As the USDA and Food and Drug Administration (FDA) release new and updated rules in the coming year, compliance will become an expensive burden for farmers, processors, and sellers across the hemp supply chain. Businesses that aren’t well-funded won’t be able to keep up with the regulatory demands.
In addition, many industry players will take a closer look at vertical integration. In 2019, those hemp businesses that had vertically integrated their supply chains – growing, processing, and retail sales – often performed better than those that were not vertically integrated.
Bottom-line, expect small farmers and processors, as well as those entrepreneurs who entered the industry without solid business plans and funding, to either exit the industry in 2020 or actively seek consolidation and integration opportunities.
The USDA hopes to finalize its hemp industry rules within the next two years.

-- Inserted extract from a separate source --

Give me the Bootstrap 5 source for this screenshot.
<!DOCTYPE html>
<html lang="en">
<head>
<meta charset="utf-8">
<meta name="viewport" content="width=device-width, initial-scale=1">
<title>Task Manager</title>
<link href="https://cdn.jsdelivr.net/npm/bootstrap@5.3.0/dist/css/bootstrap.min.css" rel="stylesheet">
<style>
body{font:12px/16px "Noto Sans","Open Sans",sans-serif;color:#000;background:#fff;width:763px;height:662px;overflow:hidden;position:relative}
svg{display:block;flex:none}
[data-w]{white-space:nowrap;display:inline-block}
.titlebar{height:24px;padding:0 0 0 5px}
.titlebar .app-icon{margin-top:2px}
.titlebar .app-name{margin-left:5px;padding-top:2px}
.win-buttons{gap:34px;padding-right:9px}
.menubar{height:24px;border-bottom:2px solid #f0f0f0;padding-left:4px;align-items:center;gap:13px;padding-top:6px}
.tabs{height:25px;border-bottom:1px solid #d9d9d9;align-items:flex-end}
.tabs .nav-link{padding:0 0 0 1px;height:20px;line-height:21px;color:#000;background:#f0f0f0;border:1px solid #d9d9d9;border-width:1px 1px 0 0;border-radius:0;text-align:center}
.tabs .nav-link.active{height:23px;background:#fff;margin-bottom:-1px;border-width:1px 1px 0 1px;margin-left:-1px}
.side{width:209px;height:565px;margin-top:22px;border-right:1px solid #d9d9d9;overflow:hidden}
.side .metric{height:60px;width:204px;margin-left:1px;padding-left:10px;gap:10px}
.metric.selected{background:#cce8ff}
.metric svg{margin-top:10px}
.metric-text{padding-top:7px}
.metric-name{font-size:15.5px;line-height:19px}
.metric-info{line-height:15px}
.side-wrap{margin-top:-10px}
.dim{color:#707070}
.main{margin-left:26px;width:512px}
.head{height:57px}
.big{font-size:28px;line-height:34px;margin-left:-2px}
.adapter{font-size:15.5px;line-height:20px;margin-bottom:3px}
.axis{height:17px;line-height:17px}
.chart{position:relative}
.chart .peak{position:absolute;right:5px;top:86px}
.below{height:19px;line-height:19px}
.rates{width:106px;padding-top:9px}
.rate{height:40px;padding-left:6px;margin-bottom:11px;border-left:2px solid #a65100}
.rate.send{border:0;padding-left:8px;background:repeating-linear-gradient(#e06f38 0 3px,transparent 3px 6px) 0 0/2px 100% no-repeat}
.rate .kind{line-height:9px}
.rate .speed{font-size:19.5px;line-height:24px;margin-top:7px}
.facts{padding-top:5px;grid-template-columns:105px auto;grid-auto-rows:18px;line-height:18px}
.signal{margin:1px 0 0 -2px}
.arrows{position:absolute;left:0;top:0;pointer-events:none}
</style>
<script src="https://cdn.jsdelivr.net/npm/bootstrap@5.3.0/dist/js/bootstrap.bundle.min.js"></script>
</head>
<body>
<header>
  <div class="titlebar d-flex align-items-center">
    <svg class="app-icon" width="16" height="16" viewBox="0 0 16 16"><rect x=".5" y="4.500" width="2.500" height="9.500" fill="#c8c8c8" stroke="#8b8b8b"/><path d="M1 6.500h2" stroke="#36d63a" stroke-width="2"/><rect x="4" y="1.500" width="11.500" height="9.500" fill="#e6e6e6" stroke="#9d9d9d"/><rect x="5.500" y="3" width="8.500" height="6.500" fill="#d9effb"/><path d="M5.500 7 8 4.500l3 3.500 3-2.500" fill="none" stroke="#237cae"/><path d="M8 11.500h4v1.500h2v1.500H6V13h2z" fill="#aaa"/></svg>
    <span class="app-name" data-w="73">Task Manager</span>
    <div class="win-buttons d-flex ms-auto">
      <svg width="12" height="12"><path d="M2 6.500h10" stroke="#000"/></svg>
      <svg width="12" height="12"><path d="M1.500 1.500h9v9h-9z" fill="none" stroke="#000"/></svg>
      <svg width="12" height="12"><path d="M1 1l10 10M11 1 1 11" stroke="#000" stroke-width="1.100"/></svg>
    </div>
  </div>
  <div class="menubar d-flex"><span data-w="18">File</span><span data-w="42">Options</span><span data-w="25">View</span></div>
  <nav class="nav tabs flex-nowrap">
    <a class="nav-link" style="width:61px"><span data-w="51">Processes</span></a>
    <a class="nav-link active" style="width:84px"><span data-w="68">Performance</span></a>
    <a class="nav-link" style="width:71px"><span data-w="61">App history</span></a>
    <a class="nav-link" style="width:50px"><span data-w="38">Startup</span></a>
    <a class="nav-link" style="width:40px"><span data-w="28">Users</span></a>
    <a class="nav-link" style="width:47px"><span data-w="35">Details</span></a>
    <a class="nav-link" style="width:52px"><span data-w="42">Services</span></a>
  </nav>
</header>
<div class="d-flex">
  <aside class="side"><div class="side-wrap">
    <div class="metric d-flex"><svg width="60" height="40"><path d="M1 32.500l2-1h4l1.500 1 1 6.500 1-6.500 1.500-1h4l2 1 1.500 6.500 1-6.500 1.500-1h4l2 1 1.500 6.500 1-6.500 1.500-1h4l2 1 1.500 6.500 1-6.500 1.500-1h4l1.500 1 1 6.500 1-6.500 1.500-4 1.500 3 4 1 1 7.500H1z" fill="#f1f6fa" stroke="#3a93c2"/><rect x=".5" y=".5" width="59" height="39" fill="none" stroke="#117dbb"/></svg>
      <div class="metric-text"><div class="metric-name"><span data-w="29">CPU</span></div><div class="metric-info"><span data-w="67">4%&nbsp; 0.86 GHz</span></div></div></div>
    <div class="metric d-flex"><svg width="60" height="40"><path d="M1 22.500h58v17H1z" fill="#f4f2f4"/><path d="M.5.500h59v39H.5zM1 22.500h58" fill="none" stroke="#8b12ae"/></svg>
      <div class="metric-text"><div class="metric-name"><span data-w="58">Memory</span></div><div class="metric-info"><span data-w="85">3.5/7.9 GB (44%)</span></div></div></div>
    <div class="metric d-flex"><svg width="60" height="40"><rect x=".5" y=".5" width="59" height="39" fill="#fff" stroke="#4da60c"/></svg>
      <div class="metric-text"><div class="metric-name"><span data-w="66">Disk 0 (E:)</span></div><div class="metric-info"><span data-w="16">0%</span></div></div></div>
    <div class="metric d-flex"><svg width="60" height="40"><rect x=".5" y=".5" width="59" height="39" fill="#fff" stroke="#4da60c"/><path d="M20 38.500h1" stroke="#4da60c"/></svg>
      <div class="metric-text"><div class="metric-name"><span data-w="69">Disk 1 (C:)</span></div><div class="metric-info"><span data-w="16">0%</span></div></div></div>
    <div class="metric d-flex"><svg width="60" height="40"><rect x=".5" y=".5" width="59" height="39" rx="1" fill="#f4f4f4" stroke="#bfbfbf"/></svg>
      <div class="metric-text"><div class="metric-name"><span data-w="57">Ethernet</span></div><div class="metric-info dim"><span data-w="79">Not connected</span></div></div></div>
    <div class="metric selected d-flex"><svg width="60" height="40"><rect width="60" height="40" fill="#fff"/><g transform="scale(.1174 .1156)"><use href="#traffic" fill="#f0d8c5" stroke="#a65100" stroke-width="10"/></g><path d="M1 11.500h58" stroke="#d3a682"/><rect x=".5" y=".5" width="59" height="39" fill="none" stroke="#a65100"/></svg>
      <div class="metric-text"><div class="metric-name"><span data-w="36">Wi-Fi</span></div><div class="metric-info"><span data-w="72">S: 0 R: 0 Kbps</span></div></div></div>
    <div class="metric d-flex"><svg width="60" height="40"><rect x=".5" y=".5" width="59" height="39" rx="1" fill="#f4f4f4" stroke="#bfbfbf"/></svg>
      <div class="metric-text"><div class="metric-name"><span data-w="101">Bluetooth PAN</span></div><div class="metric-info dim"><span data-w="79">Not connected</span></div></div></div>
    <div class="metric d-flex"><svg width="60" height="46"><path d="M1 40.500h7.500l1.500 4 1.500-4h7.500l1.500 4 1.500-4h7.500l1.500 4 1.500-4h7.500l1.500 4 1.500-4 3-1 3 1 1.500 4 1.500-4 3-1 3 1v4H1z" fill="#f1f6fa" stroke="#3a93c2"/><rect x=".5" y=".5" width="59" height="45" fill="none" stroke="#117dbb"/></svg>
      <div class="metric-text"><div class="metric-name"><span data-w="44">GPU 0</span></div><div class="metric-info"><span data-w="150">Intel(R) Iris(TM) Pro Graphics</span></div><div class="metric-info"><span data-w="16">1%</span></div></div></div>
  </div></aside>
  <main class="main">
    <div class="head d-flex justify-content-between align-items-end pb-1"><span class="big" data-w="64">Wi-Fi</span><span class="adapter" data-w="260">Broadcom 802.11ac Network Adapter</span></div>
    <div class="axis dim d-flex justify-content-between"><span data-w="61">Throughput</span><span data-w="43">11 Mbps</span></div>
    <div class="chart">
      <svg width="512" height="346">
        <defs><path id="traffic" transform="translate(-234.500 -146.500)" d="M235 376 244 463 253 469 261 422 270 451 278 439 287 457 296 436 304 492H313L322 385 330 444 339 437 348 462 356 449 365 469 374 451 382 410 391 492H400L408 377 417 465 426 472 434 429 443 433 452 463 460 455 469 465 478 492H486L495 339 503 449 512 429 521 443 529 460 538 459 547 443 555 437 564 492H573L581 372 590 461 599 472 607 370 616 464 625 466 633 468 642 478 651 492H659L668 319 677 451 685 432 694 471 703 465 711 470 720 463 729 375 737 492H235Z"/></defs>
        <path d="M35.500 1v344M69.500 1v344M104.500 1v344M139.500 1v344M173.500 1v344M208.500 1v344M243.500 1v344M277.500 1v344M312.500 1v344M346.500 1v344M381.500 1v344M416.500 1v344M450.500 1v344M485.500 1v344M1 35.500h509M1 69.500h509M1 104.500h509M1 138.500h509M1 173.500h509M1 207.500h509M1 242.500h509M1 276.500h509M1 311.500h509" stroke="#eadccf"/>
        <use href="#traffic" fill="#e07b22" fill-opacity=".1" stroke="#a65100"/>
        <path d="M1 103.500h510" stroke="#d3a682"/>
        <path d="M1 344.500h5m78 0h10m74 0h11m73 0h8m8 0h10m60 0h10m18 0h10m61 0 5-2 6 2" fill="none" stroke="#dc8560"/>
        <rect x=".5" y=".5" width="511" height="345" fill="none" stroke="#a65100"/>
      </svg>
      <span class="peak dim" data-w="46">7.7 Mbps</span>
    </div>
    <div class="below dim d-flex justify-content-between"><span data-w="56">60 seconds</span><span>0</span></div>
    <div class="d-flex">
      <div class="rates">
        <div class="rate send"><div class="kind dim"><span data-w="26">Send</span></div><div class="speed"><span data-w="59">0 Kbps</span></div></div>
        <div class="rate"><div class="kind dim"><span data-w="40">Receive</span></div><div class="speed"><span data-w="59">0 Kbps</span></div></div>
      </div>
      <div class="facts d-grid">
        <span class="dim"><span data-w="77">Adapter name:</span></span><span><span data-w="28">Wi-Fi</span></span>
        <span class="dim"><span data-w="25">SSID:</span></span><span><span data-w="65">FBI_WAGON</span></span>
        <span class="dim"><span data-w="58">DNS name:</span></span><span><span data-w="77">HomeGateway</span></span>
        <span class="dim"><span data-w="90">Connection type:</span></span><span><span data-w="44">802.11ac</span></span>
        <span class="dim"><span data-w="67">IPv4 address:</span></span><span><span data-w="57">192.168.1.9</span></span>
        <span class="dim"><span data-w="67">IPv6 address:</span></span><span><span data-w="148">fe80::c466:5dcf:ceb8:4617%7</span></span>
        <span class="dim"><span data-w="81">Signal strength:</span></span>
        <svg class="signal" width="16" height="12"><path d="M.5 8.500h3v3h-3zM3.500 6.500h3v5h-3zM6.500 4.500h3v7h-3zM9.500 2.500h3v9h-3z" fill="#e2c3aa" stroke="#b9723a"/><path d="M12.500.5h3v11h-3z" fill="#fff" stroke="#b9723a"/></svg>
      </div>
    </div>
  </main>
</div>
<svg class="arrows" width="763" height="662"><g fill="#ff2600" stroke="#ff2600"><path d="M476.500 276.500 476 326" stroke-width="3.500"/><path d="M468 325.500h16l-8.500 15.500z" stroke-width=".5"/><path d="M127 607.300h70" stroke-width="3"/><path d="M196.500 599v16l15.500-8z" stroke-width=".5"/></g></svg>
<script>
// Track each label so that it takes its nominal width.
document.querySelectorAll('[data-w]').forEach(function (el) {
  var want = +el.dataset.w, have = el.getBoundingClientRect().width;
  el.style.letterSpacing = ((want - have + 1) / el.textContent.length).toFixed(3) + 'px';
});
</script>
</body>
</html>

The FDA has yet to release any kind of hemp rules at all. The lack of regulations not only creates confusion for businesses and consumers, but it also limits the profits that companies in the hemp industry can make. This is something Charlotte’s Web, a leading CBD company in the U.S., made clear to its investors in November 2019.
Confusion will also be prevalent in 2020 as farmers work to meet strict testing requirements that leave only a very small margin for error. In fact, the USDA estimates that one in five lots of hemp will exceed the legal THC limits based on current rules and will need to be destroyed, which will cost farmers more money.
In order to reduce costs, streamline processes, meet testing requirements, and meet the changing needs of more educated consumers, hemp businesses will need to make significant investments in research, equipment, and technology. Many of these investments will be necessary in order to comply with new USDA and FDA regulations.
Not only will investments in technology increase in 2020 but also expect to see more innovative technologies in the hemp industry, particularly as businesses work to create additional opportunities to use hemp beyond CBD products.
5. Consumer Awareness
As hemp and CBD products become more mainstream, consumers are becoming more educated. Furthermore, as more news stories draw attention to CBD companies that aren’t complying with FDA rules or making false claims, consumers will start to understand that not all brands and products are alike. They’ll demand higher quality and proof of that quality across the entire supply chain.
As a result, expect to see many companies that can’t meet consumers’ quality requirements exit the market in 2020. Those who stay will make strategic investments to develop new products that meet the changing demands of more educated consumers.
Key Takeaways about the Hemp Industry in 2020
Based on the losses that many hemp farmers experienced in 2019 and the uncertainty surrounding federal and state rules, 2020 will be a “wait and see” year for many in the hemp industry. One thing is certain, those businesses that don’t have access to cash or a solid business plan will have a challenging road ahead of them.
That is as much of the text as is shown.